Robert Swayze was appointed to the position last week and the Osgood Hall graduate and Caledon resident has a long track record of exposing unsavory and even illegal activities at city halls around the Province, and getting under the skin of the people who pay his salary in the process.

Swayze, who was given a four-year contract – he starts July 1 – has worked for at least 40 municipalities in Ontario (a few on multiple occasions) since launching his career in the business in Oakville in 2008.

As this is most often a part-time position, Swayze has, at times, acted in the role for multiple municipalities at once. This is his second term in Mississauga, having been Integrity Commissioner from 2012 to 2017.

Prior to providing Integrity Commissioner services, he served nine years as the Commissioner of Corporate Services/Town Solicitor for the Town of Markham (1988-1997) and three years as the Commissioner of Legal and Administrative Services/City Solicitor for the City of Vaughan (2003-2006).

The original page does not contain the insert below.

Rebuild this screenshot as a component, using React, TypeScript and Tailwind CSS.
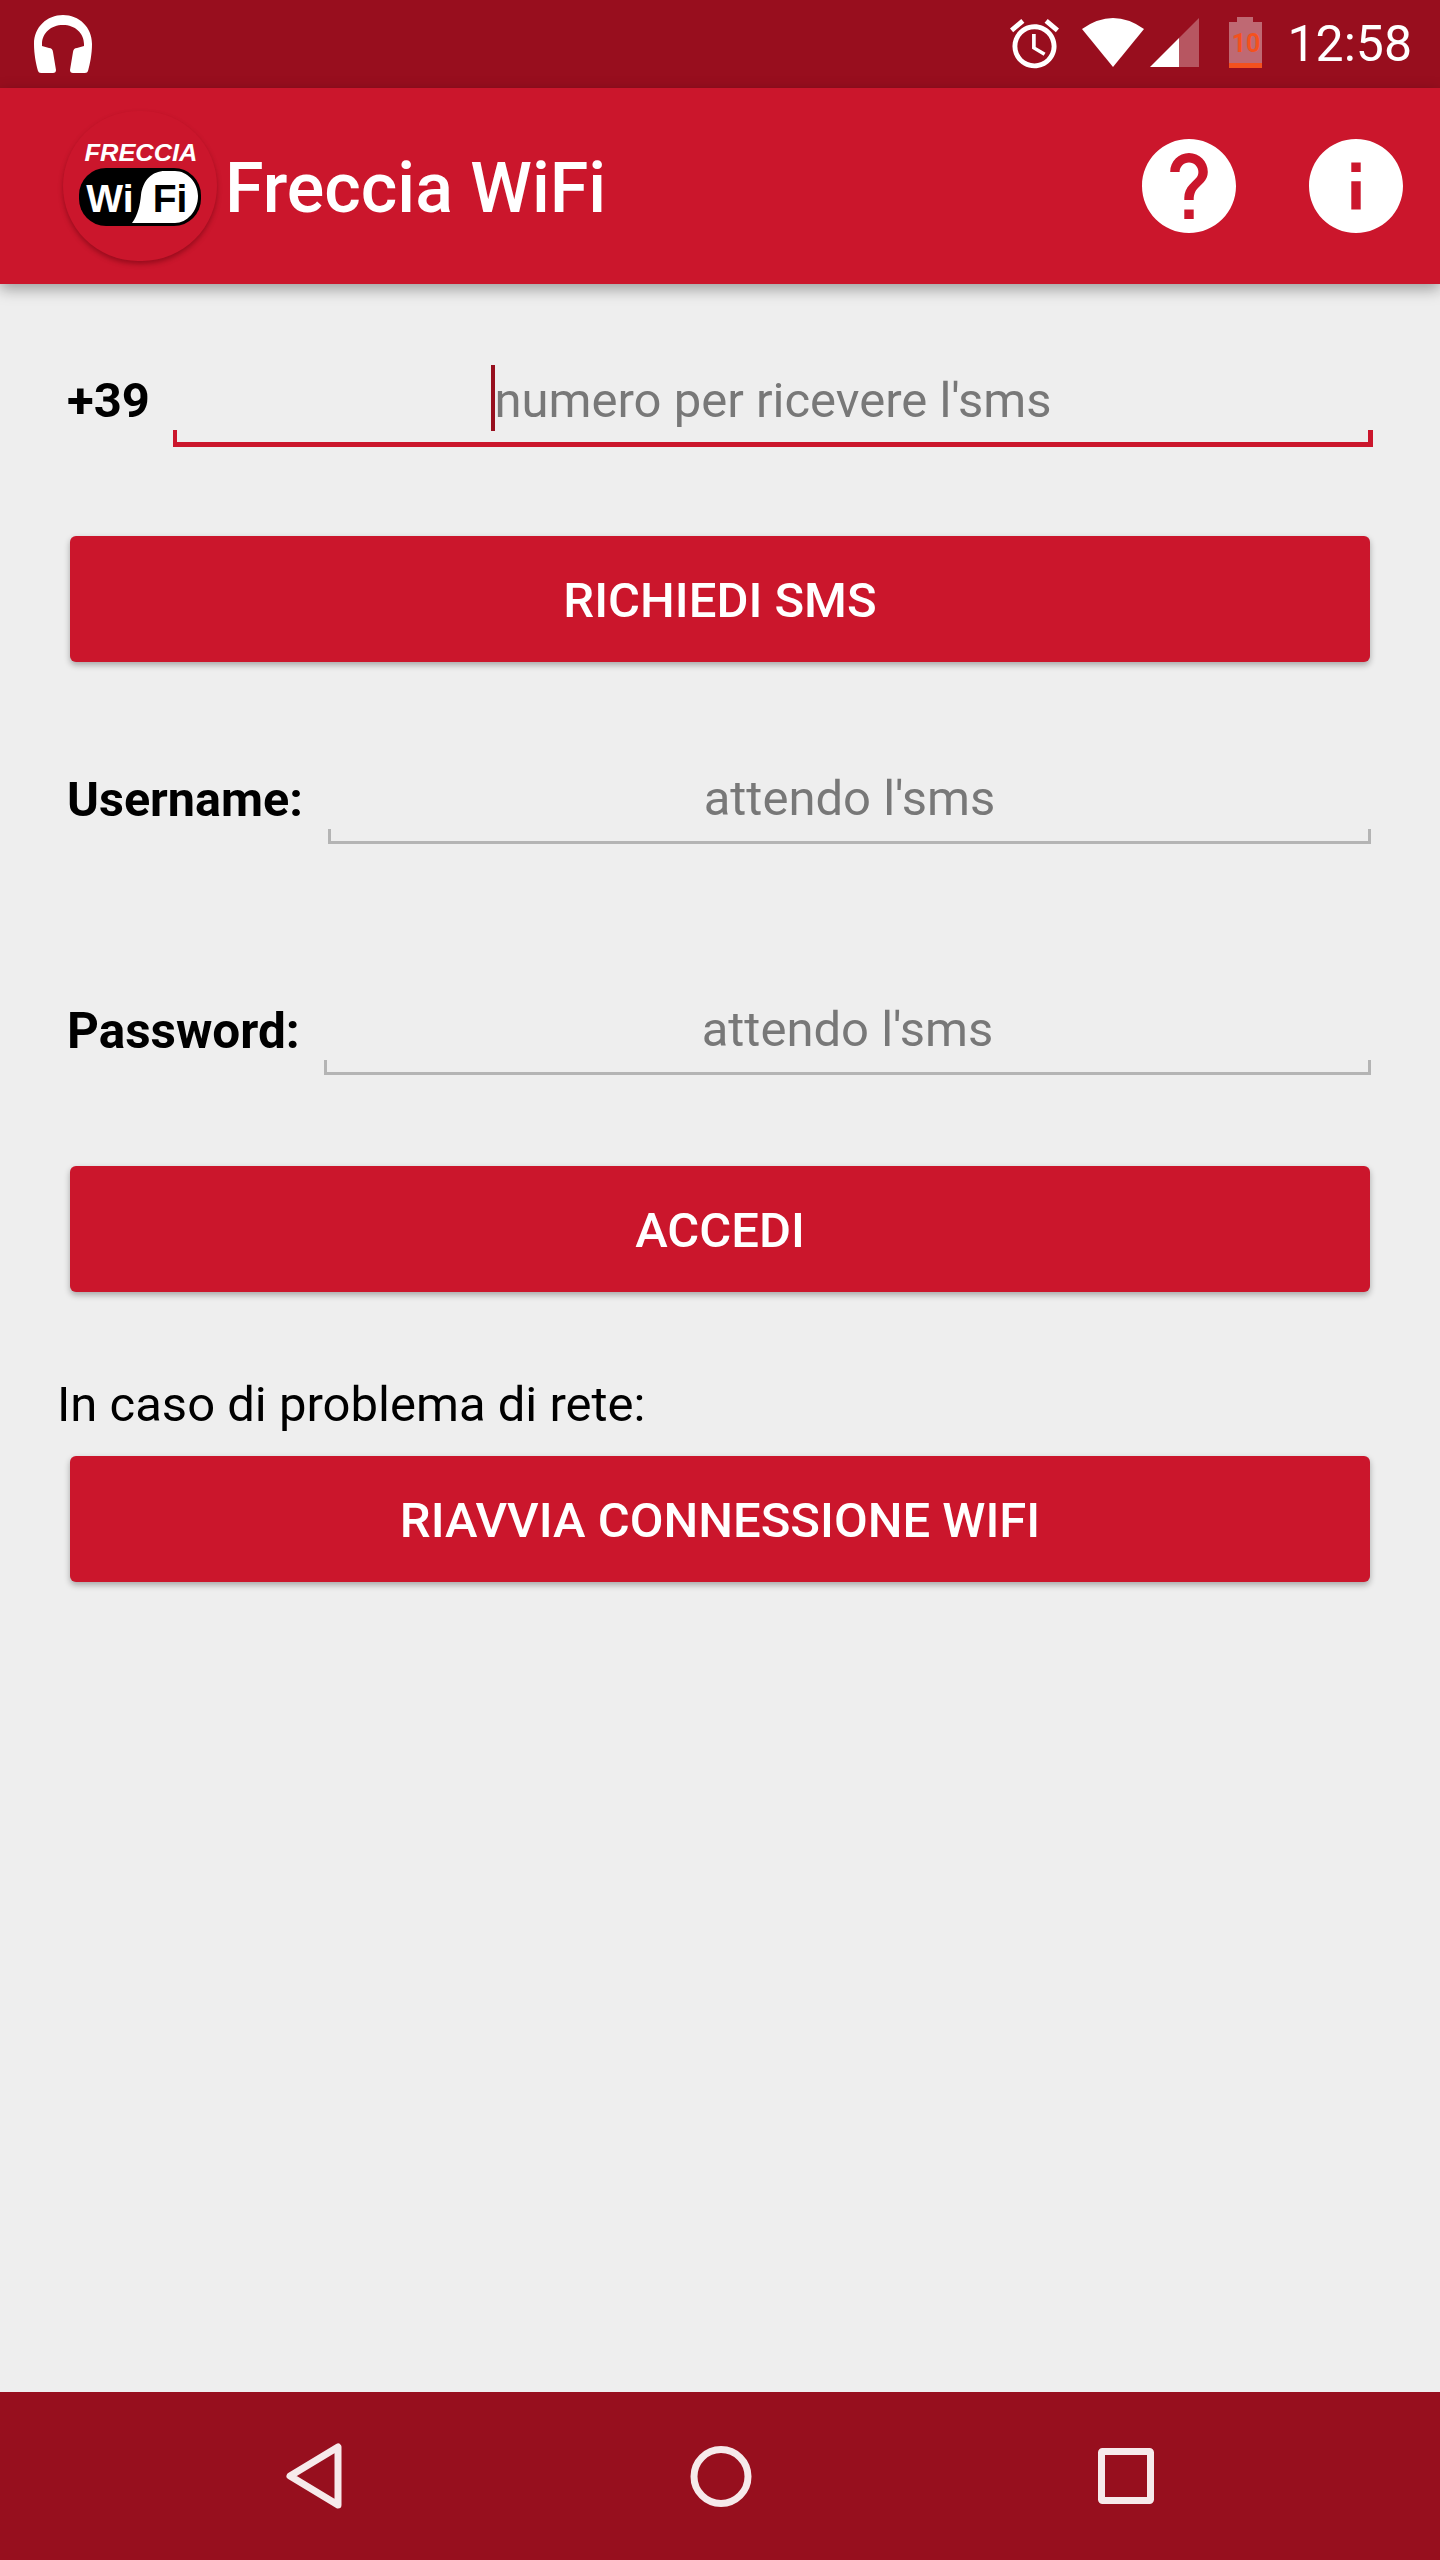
const RED = 'bg-[#cb162c]';

function Headset() {
  return (
    <svg width="60" height="60" viewBox="33 14 60 60" fill="#fff" className="block">
      <path d="M34 44C34 27 47 15 63 15C79 15 92 27 92 44C92 54 90 64 88 71Q87.5 73 85 73L73 73Q70 73 70 70L73 52Q73.5 48 77 48L84 46L84 44C84 33 75 25 63 25C51 25 42 33 42 44L42 46L49 48Q52.5 48 53 52L56 70Q56 73 53 73L41 73Q38.5 73 38 71C36 64 34 54 34 44Z" />
    </svg>
  );
}

function StatusIcons() {
  return (
    <svg width="252" height="54" viewBox="1010 18 252 54" className="block">
      <g transform="translate(1010 20) scale(2.45) translate(-2 -1.86)" fill="#fff">
        <path d="M22 5.72l-4.6-3.86-1.29 1.53 4.6 3.86L22 5.72zM7.88 3.39L6.6 1.86 2 5.71l1.29 1.53 4.59-3.85zM12.5 8H11v6l4.75 2.85.75-1.23-4-2.37V8zM12 4c-4.97 0-9 4.03-9 9s4.03 9 9 9c4.97 0 9-4.03 9-9s-4.03-9-9-9zm0 16c-3.87 0-7-3.13-7-7s3.13-7 7-7 7 3.13 7 7-3.13 7-7 7z" />
      </g>
      <path d="M1082 30Q1113 8 1144 30L1113 68Z" fill="#fff" />
      <path d="M1150 68L1179 39L1179 68Z" fill="#fff" />
      <path d="M1179 39L1199 19L1199 68L1179 68Z" fill="#fff" fillOpacity="0.3" />
      <path d="M1237 18H1253V23H1262V64H1229V23H1237Z" fill="#fff" fillOpacity="0.38" />
      <rect x="1229" y="64" width="33" height="5" fill="#f4511e" />
      <text x="1246" y="53" textAnchor="middle" fontFamily="Roboto, sans-serif" fontWeight="700" fontSize="25" fill="#f4511e">10</text>
    </svg>
  );
}

function Logo() {
  return (
    <div className="h-[150px] w-[154px] shrink-0 rounded-full bg-[#cb162c] shadow-[0_3px_5px_rgba(90,0,10,0.45)]">
      <svg width="154" height="150" viewBox="63 112 154 150" className="block">
        <text x="141" y="162" textAnchor="middle" fontFamily="'Liberation Sans', sans-serif" fontStyle="italic" fontWeight="700" fontSize="23" textLength="113" lengthAdjust="spacingAndGlyphs" fill="#fff">FRECCIA</text>
        <rect x="79" y="169" width="122" height="58" rx="27" fill="#000" />
        <path d="M132 224C138 216 140 206 141 196C143 181 152 172 165 172H175C187 172 198 183 198 197C198 212 187 224 175 224Z" fill="#fff" />
        <text x="110" y="213" textAnchor="middle" fontFamily="'Liberation Sans', sans-serif" fontWeight="700" fontSize="39" fill="#fff">Wi</text>
        <text x="170" y="213" textAnchor="middle" fontFamily="'Liberation Sans', sans-serif" fontWeight="700" fontSize="39" fill="#000">Fi</text>
      </svg>
    </div>
  );
}

function CircleIcon({ d }: { d: string }) {
  return (
    <svg width="94" height="94" viewBox="2 2 20 20" fill="#fff" className="block">
      <path d={d} />
    </svg>
  );
}

function Field({ width, placeholder, active }: { width: string; placeholder: string; active?: boolean }) {
  const color = active ? 'border-[#cb162c]' : 'border-[#b4b4b4]';
  return (
    <div className={`relative flex h-[82px] items-center justify-center ${width} ${color} ${active ? 'border-b-[5px]' : 'border-b-[3px]'}`}>
      <input
        readOnly
        placeholder={placeholder}
        className="mb-[6px] w-full bg-transparent text-center font-['Roboto',sans-serif] text-[49px] leading-[56px] text-black outline-none placeholder:text-[#787878]"
      />
      <span className={`absolute bottom-0 left-0 h-[12px] ${active ? 'w-[4px] bg-[#cb162c]' : 'w-[3px] bg-[#b4b4b4]'}`} />
      <span className={`absolute bottom-0 right-0 h-[12px] ${active ? 'w-[5px] bg-[#cb162c]' : 'w-[3px] bg-[#b4b4b4]'}`} />
      {active && <span className="absolute left-[318px] top-0 h-[66px] w-[4px] bg-[#970f1e]" />}
    </div>
  );
}

function ActionButton({ label }: { label: string }) {
  return (
    <button className={`ml-[3px] flex h-[126px] w-[1300px] items-center justify-center rounded-[6px] ${RED} pt-[3px] font-['Roboto',sans-serif] text-[49px] font-medium text-white shadow-[0_3px_6px_rgba(0,0,0,0.3)]`}>
      {label}
    </button>
  );
}

export default function App() {
  return (
    <div className="flex h-[2560px] w-[1440px] flex-col overflow-hidden bg-[#eeeeee] font-['Roboto',sans-serif]">
      <div className="flex h-[88px] shrink-0 items-center justify-between bg-[#980e1e] pl-[33px] pr-[28px]">
        <Headset />
        <div className="flex items-center gap-[25px]">
          <StatusIcons />
          <span className="text-[50px] leading-none text-white">12:58</span>
        </div>
      </div>

      <header className={`relative z-10 flex h-[196px] shrink-0 items-center ${RED} pl-[63px] pr-[37px] shadow-[0_5px_14px_rgba(0,0,0,0.35)]`}>
        <Logo />
        <h1 className="ml-[8px] pt-[3px] text-[70px] font-medium leading-none text-white">Freccia WiFi</h1>
        <div className="ml-auto flex items-center gap-[73px]">
          <CircleIcon d="M12 2C6.48 2 2 6.48 2 12s4.48 10 10 10 10-4.48 10-10S17.52 2 12 2zm1 17h-2v-2h2v2zm2.07-7.75l-.9.92C13.45 12.9 13 13.5 13 15h-2v-.5c0-1.1.45-2.1 1.17-2.83l1.24-1.26c.37-.36.59-.86.59-1.41 0-1.1-.9-2-2-2s-2 .9-2 2H8c0-2.21 1.79-4 4-4s4 1.79 4 4c0 .88-.36 1.68-.93 2.25z" />
          <CircleIcon d="M12 2C6.48 2 2 6.48 2 12s4.48 10 10 10 10-4.48 10-10S17.52 2 12 2zm1 15h-2v-6h2v6zm0-8h-2V7h2v2z" />
        </div>
      </header>

      <main className="flex flex-1 flex-col pl-[67px] pr-[67px]">
        <div className="mt-[81px] flex items-center justify-between">
          <span className="mb-[12px] text-[49px] font-bold leading-none text-black">+39</span>
          <Field width="w-[1200px]" placeholder="numero per ricevere l'sms" active />
        </div>
        <div className="mt-[89px]">
          <ActionButton label="RICHIEDI SMS" />
        </div>

        <div className="mt-[100px] flex items-center justify-between">
          <span className="mb-[5px] text-[48.5px] font-bold leading-none text-black">Username:</span>
          <Field width="w-[1043px] mr-[2px]" placeholder="attendo l'sms" />
        </div>
        <div className="mt-[149px] flex items-center justify-between">
          <span className="mb-[5px] text-[49.5px] font-bold leading-none text-black">Password:</span>
          <Field width="w-[1047px] mr-[2px]" placeholder="attendo l'sms" />
        </div>
        <div className="mt-[91px]">
          <ActionButton label="ACCEDI" />
        </div>

        <p className="-ml-[10px] mt-[84px] text-[49px] leading-[58px] text-black">In caso di problema di rete:</p>
        <div className="mt-[22px]">
          <ActionButton label="RIAVVIA CONNESSIONE WIFI" />
        </div>
      </main>

      <nav className="flex h-[168px] shrink-0 items-center justify-between bg-[#970f1e] pl-[275px] pr-[274px]">
        <svg width="80" height="80" viewBox="0 0 80 80" fill="none" stroke="#f6eaeb" strokeWidth="7" strokeLinejoin="round" className="block">
          <path d="M63 11V69L15 40Z" />
        </svg>
        <svg width="80" height="80" viewBox="0 0 80 80" fill="none" stroke="#f6eaeb" strokeWidth="7" className="block">
          <circle cx="40" cy="40.5" r="27" />
        </svg>
        <svg width="80" height="80" viewBox="0 0 80 80" fill="none" stroke="#f6eaeb" strokeWidth="7" strokeLinejoin="round" className="block">
          <rect x="15.5" y="15.5" width="49" height="49" rx="1" />
        </svg>
      </nav>
    </div>
  );
}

His Integrity Commissioner resume also includes stints in Guelph (where he spent 10 years in the role), Port Hope – where Councillor Robert Poluntnik resigned in 2018 over workplace harassment allegations – South Dundas, Newmarket, Wasaga Beach and Muskoka Lakes, as well as Springwater, Stratford and Carleton Place, where his report led to Council suspending Mayor Louis Antonakos’ pay for 270 days in 2018 for bullying and for releasing confidential (in-camera) council information.

He also worked for Brampton, and it was his 2014 report that Council used to dock then-Mayor Susan Fennell $182,000 in wages over numerous spending violations. Fennel would win an appeal the next year and have the salary returned.
In recent years he has worked in Peel Region (2017), Bracebridge, Lake of Bays, Huntsville, Greater Sudbury, Erin, Cramhae, Espanola and Elliot Lake, as well as six turbulent years in southwestern Ontario for the City of Sarnia and Essex County.

It was in Sarnia where he dealt with a string of Code of Conduct complaints that led to seven senior managers – including the CAO – quitting or being dismissed. He also fought with Mayor Mike Bradley and recommended to a previous council that he be sanctioned for harassing staff.

Instead, Bradley and the new council called for a new Integrity Commissioner in early 2019, despite Swayze earning the highest score among the four bidders in a staff report, as well as the lowest bid.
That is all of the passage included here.